- Created by: Kim Jae In

In-universe information
- Nickname: Yeopki Tokki
- Species: Rabbit

= Mashimaro =

Mashimaro or Yeopgi Tokki is a South Korean fictional character who resembles a fat rabbit, created by Kim Jae In. Mashimaro debuted in a series of Flash animations (mostly without any dialogue) on the internet. Mashimaro is far more often seen in merchandise, similar to Hello Kitty. (Mashimaro would in fact be best described as Korea's answer to Sanrio). Mashimaro merchandise can be found on the internet and in Korean communities around the world.

The original Mashimaro cartoons are full of toilet humour, which can also be found in some of the merchandise. Mashimaro himself is often portrayed with a plunger stuck to his head.

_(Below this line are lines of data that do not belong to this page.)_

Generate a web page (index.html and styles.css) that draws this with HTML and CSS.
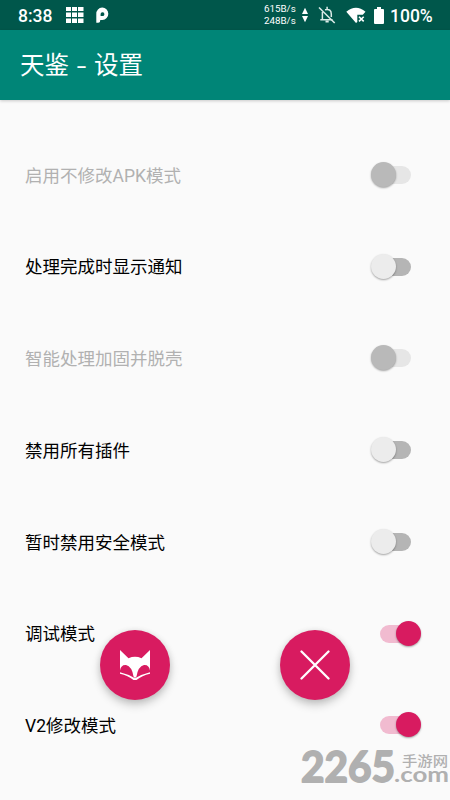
FILE: index.html
```html
<!DOCTYPE html>
<html lang="zh-CN">
<head>
<meta charset="utf-8">
<meta name="viewport" content="width=device-width, initial-scale=1">
<title>天鉴 - 设置</title>
<link rel="stylesheet" href="styles.css">
</head>
<body>
<div class="screen">
  <header class="status">
    <div class="status-left">
      <span class="clock">8:38</span>
      <svg class="grid-icon" width="18" height="18" viewBox="0 0 18 18"><path d="M0 1h5v4H0zM6 1h5v4H6zM12 1h5.500v4H12zM0 6.500h5v4.500H0zM6 6.500h5v4.500H6zM12 6.500h5.500v4.500H12zM0 12.500h5V17H0zM6 12.500h5V17H6zM12 12.500h5.500V17H12z"/></svg>
      <svg class="p-icon" width="13" height="17" viewBox="0 0 13 17"><path fill-rule="evenodd" d="M.3 15.700V7A6 6.200 0 1 1 6.400 13H4.200V13.700A2 2 0 0 1 2.200 15.700ZM4.600 9.100H6.300A1.900 1.900 0 1 0 4.600 7.100Z"/></svg>
    </div>
    <div class="status-right">
      <div class="speed"><span>615B/s</span><span>248B/s</span></div>
      <svg class="arrows" width="6" height="16" viewBox="0 0 6 16"><path d="M3 .8L6 7H0zM0 9H6L3 15.200z"/></svg>
      <svg class="bell" width="18" height="18" viewBox="0 0 18 18" fill="none" stroke-width="1.500"><path fill="none" d="M4.400 6V13.300M2.300 13.700H14.500M7 3.700Q13.300 2.300 13.300 8V11M9.100 .8V3.500"/><path d="M1 1.500L16.700 17"/><path d="M7.500 15.500H10.700" stroke-width="2"/></svg>
      <svg class="wifi" width="20" height="17" viewBox="0 0 20 17"><path d="M.3 4.700Q10-3 19.500 4.700L16.800 7.800H11.300V15L10 16z"/><path d="M13 9.700L17.700 14.400M17.700 9.700L13 14.400" stroke="#fff" stroke-width="1.600"/></svg>
      <svg class="battery" width="10" height="17" viewBox="0 0 10 17"><path d="M3 0H7V2H9Q10 2 10 3V16Q10 17 9 17H1Q0 17 0 16V3Q0 2 1 2H3z"/></svg>
      <span class="percent">100%</span>
    </div>
  </header>
  <h1 class="toolbar">天鉴<span class="dash"> - </span>设置</h1>
  <main class="settings">
    <div class="row disabled"><span>启用不修改APK模式</span><i class="switch"></i></div>
    <div class="row"><span>处理完成时显示通知</span><i class="switch"></i></div>
    <div class="row disabled"><span>智能处理加固并脱壳</span><i class="switch"></i></div>
    <div class="row"><span>禁用所有插件</span><i class="switch"></i></div>
    <div class="row"><span>暂时禁用安全模式</span><i class="switch"></i></div>
    <div class="row"><span>调试模式</span><i class="switch on"></i></div>
    <div class="row"><span>V2修改模式</span><i class="switch on"></i></div>
  </main>
  <button class="fab fab-fox" aria-label="fox">
    <svg width="30" height="30" viewBox="0 0 30 30"><path d="M0 0L8.500 8.200Q15 5.500 21.500 8.200L30 0V20.500Q29 14.500 24 15Q18 16.500 16.500 26.500L15 28L13.500 26.500Q12 16.500 6 15Q1 14.500 0 20.500z"/><path d="M0 22.200Q8 24 15 28.300Q22 24 30 22.200V23.700Q22 25.500 16.500 30H13.500Q8 25.500 0 23.700z"/></svg>
  </button>
  <button class="fab fab-close" aria-label="close">
    <svg width="30" height="30" viewBox="0 0 30 30"><path d="M1.500 1.500L28.500 28.500M28.500 1.500L1.500 28.500" stroke="#fff" stroke-width="2.300" stroke-linecap="round"/></svg>
  </button>
  <svg class="mark" width="160" height="50" viewBox="0 0 160 50">
    <text class="mark-num" x="11" y="31" textLength="94" lengthAdjust="spacingAndGlyphs">2265</text>
    <text class="mark-cn" x="112" y="14.500" textLength="46" lengthAdjust="spacingAndGlyphs">手游网</text>
    <text class="mark-com" x="104" y="31" textLength="55" lengthAdjust="spacingAndGlyphs">.com</text>
  </svg>
</div>
</body>
</html>
```

FILE: styles.css
```css
* { box-sizing: border-box; }
body { margin: 0; font-family: Roboto, "Noto Sans CJK SC", sans-serif; }
.screen { position: relative; width: 450px; height: 800px; overflow: hidden; background: #fafafa; }
svg { display: block; fill: #fff; flex: none; }

.status { display: flex; justify-content: space-between; height: 30px; padding: 0 17px 0 18px; background: #00574b; color: #fff; }
.status-left, .status-right { display: flex; align-items: center; }
.clock, .percent { font-size: 17.500px; font-weight: 500; padding-top: 2px; line-height: 30px; }
.clock { width: 34px; }
.grid-icon { margin-left: 14px; }
.p-icon { margin-left: 12px; }
.speed { display: flex; flex-direction: column; width: 34px; padding-bottom: 1px; font-size: 9.800px; line-height: 12px; }
.arrows { margin-left: 4px; }
.bell { margin-left: 10px; stroke: #dcebe8; }
.wifi { margin-left: 10px; }
.battery { margin-left: 8px; }
.percent { width: 43px; margin-left: 6px; }

.toolbar { position: relative; display: flex; height: 70px; margin: 0; padding-left: 20px; background: #008577; color: #fff; font-size: 24.500px; font-weight: 400; line-height: 72px; box-shadow: 0 1px 3px rgba(0, 0, 0, .2); white-space: nowrap; }
.dash { width: 25px; text-align: center; white-space: pre; transform: scaleX(1.4); }

.settings { padding-top: 29px; }
.row { display: flex; align-items: center; justify-content: space-between; height: 91.750px; padding: 0 29px 0 25px; color: #000; font-size: 17.500px; white-space: nowrap; }
.row > span { padding-bottom: 1.500px; }
.disabled { color: #b1b1b1; }

.switch { position: relative; width: 50px; height: 26px; }
.switch::before, .switch::after { content: ""; position: absolute; }
.switch::before { left: 5px; top: 4px; width: 35px; height: 18px; border-radius: 9px; background: #b5b5b5; }
.switch::after { left: 0; top: 0; width: 25px; height: 25px; border-radius: 50%; background: #ececec; box-shadow: 0 1px 2px rgba(0, 0, 0, .35); }
.disabled .switch::before { background: #e6e6e6; }
.disabled .switch::after { background: #b9b9b9; }
.switch.on::before { left: 9px; background: #f1bbd0; }
.switch.on::after { left: 25px; background: #d81b60; }

.fab { position: absolute; top: 630px; display: flex; align-items: center; justify-content: center; width: 70px; height: 70px; padding: 0; border: 0; border-radius: 50%; background: #d81b60; box-shadow: 0 5px 10px rgba(0, 0, 0, .2), 0 1px 6px rgba(0, 0, 0, .1); }
.fab-fox { left: 100px; }
.fab-close { left: 280px; }

.mark { position: absolute; left: 290px; top: 751px; overflow: visible; fill: #b0b0b0; }
.mark-num { font: 700 42px Lato, sans-serif; stroke: #b0b0b0; stroke-width: 1.800px; stroke-linejoin: round; }
.mark-cn { font: 500 14px/1 "Noto Sans CJK SC", sans-serif; }
.mark-com { font: 700 20px/1 Lato, sans-serif; }
```
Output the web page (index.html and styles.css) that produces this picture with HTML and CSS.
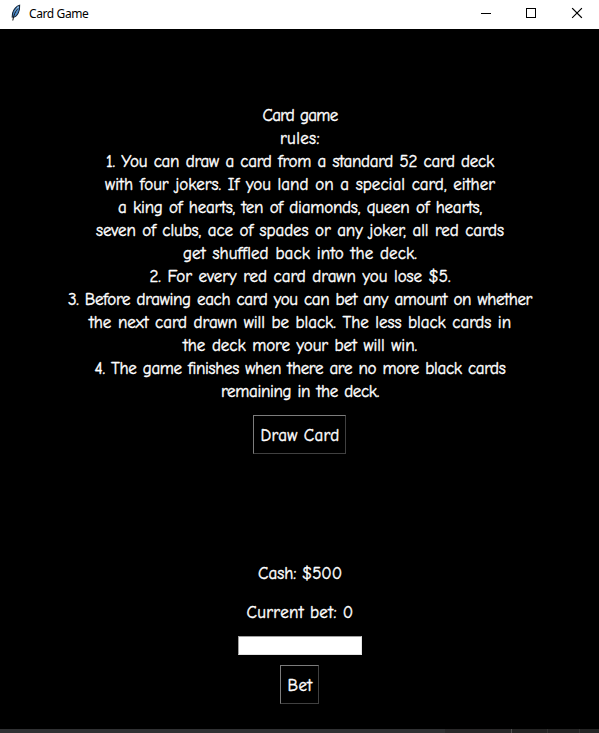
FILE: index.html
```html
<!DOCTYPE html>
<html lang="en">
<head>
<meta charset="utf-8">
<title>Card Game</title>
<link rel="stylesheet" href="styles.css">
</head>
<body>
<div class="window">
  <header class="titlebar">
    <svg class="feather" width="12" height="18" viewBox="0 0 12 18">
      <path d="M9.6 1.2C6.6 1.8 3.4 5.5 2.6 9.2L2.2 13l1.6.2C7 12.4 8.6 9 9.4 5.5Z" fill="#4f8fd0" stroke="#162638" stroke-width="1.1"/>
      <path d="M8.5 2.5 5.2 8.2" stroke="#a9d2f5" stroke-width="1.2"/>
      <path d="M7.8 4.5C5.5 7.5 3.5 11 2.8 16.5" fill="none" stroke="#111" stroke-width="1"/>
    </svg>
    <span class="title"><span data-width="59.5">Card Game</span></span>
    <svg class="controls" width="139" height="28" viewBox="0 0 139 28" fill="none" stroke="#000" shape-rendering="crispEdges">
      <path d="M21 13.5h10M66.5 8.5h9v9h-9z"/>
      <path d="m112.5 8.5 9 9m0-9-9 9" shape-rendering="auto" stroke-width="1.1" stroke-linecap="square"/>
    </svg>
  </header>
  <main class="game">
    <div class="rules">
      <div><span data-width="75">Card game</span></div>
      <div><span data-width="40">rules:</span></div>
      <div><span data-width="388">1. You can draw a card from a standard 52 card deck</span></div>
      <div><span data-width="390">with four jokers. If you land on a special card, either</span></div>
      <div><span data-width="364">a king of hearts, ten of diamonds, queen of hearts,</span></div>
      <div><span data-width="408">seven of clubs, ace of spades or any joker, all red cards</span></div>
      <div><span data-width="234">get shuffled back into the deck.</span></div>
      <div><span data-width="301">2. For every red card drawn you lose $5.</span></div>
      <div><span data-width="464">3. Before drawing each card you can bet any amount on whether</span></div>
      <div><span data-width="422">the next card drawn will be black. The less black cards in</span></div>
      <div><span data-width="234">the deck more your bet will win.</span></div>
      <div><span data-width="411">4. The game finishes when there are no more black cards</span></div>
      <div><span data-width="158">remaining in the deck.</span></div>
    </div>
    <button class="button draw"><span data-width="79">Draw Card</span></button>
    <div class="status cash"><span data-width="84">Cash: $500</span></div>
    <div class="status current"><span data-width="107">Current bet: 0</span></div>
    <input class="amount" type="text" aria-label="Bet amount">
    <button class="button bet"><span data-width="25">Bet</span></button>
  </main>
  <footer class="strip"><i></i><i></i><i></i><i></i><i></i></footer>
</div>
<script src="fit.js"></script>
</body>
</html>
```
FILE: styles.css
```css
* { box-sizing: border-box; }
body { margin: 0; background: #000; }
.window { width: 599px; height: 733px; display: flex; flex-direction: column; overflow: hidden; }
.titlebar { height: 29px; flex: none; display: flex; align-items: flex-start; background: #fff; color: #000; }
.feather { margin: 4px 0 0 10px; }
.title { margin-left: 7px; font: 12px/28px "Segoe UI", "Noto Sans", "Open Sans", sans-serif; white-space: nowrap; }
.controls { margin-left: auto; }
.game {
  flex: 1;
  display: flex;
  flex-direction: column;
  align-items: center;
  padding-top: 75px;
  color: #fff;
  font: 17px/23px "Comic Sans MS", "Comic Neue", "Open Sans", sans-serif;
  -webkit-text-stroke: 0.4px #fff;
  text-align: center;
  white-space: nowrap;
}
.game [data-width] { display: inline-block; margin-left: 1px; }
.title [data-width] { display: inline-block; }
.rules { height: 299px; word-spacing: 1px; }
.button {
  height: 39px;
  padding: 1px 0 0;
  border: 1px solid;
  border-color: #7c7c7c #404040 #404040 #7c7c7c;
  background: #000;
  color: inherit;
  font: inherit;
}
.draw { width: 93px; margin-top: 12px; }
.status { height: 23px; }
.cash { margin-top: 108px; }
.current { margin-top: 16px; }
.amount {
  width: 124px;
  height: 19px;
  margin: 12px 0 10px 1px;
  padding: 0 2px;
  border: 1px solid;
  border-color: #a0a0a0 #e3e3e3 #e3e3e3 #a0a0a0;
  border-radius: 0;
  background: #fff;
}
.bet { width: 39px; }
.strip {
  height: 4px;
  flex: none;
  display: grid;
  grid-template-columns: 445px 66px 36px 32px 1fr;
  background: #242424;
}
.strip i:first-child { background: #303133; }
.strip i:nth-child(2) { background: #292829; }
.strip i:nth-child(3) { border-left: 1px solid #505050; }
.strip i:nth-child(n+4) { border-left: 1px solid #333; }
```
FILE: fit.js
```js
// Spread each label's letters so that it takes up its set width.
for (const el of document.querySelectorAll('[data-width]')) {
  const width = Number(el.dataset.width);
  const count = el.textContent.length;
  const gap = (width - el.getBoundingClientRect().width) / count;
  el.style.letterSpacing = gap + 'px';
}
```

When this character was first designed, multiple directors decided not to use him because they believed "cartoon characters must have big eyes and positive attitudes", in contrast to Mashimaro's thin eyes and pessimistic attitude. Creator Kim Jae In created a series of flash animations on an internet cartoon site, which gained popularity. Some years later, the company began to professionally market Mashimaro.

Mashimaro also has a look-alike, Chocomaro, who is brown. Chocomaro appears in two parodies of Mashimaro episodes, including Episodes 2 and 3. Chocomaro tries to do what Mashimaro would normally do in these episodes, but always messes them up and ends up getting hurt. It is unknown exactly what relationship Chocomaro shares with Mashimaro, but most believe that he is the brother of Mashimaro.

The name "Mashimaro" came from the creator's niece/nephew mispronouncing the word "marshmallow" and this character was modeled after the creator's nephew.

A Chinese-Korean animated series based on the character was created in 2018. In 2020, it was announced that a live-action movie of Mashimaro would be produced. The movie was released on April 6, 2022, and was titled Detective Mashimaro.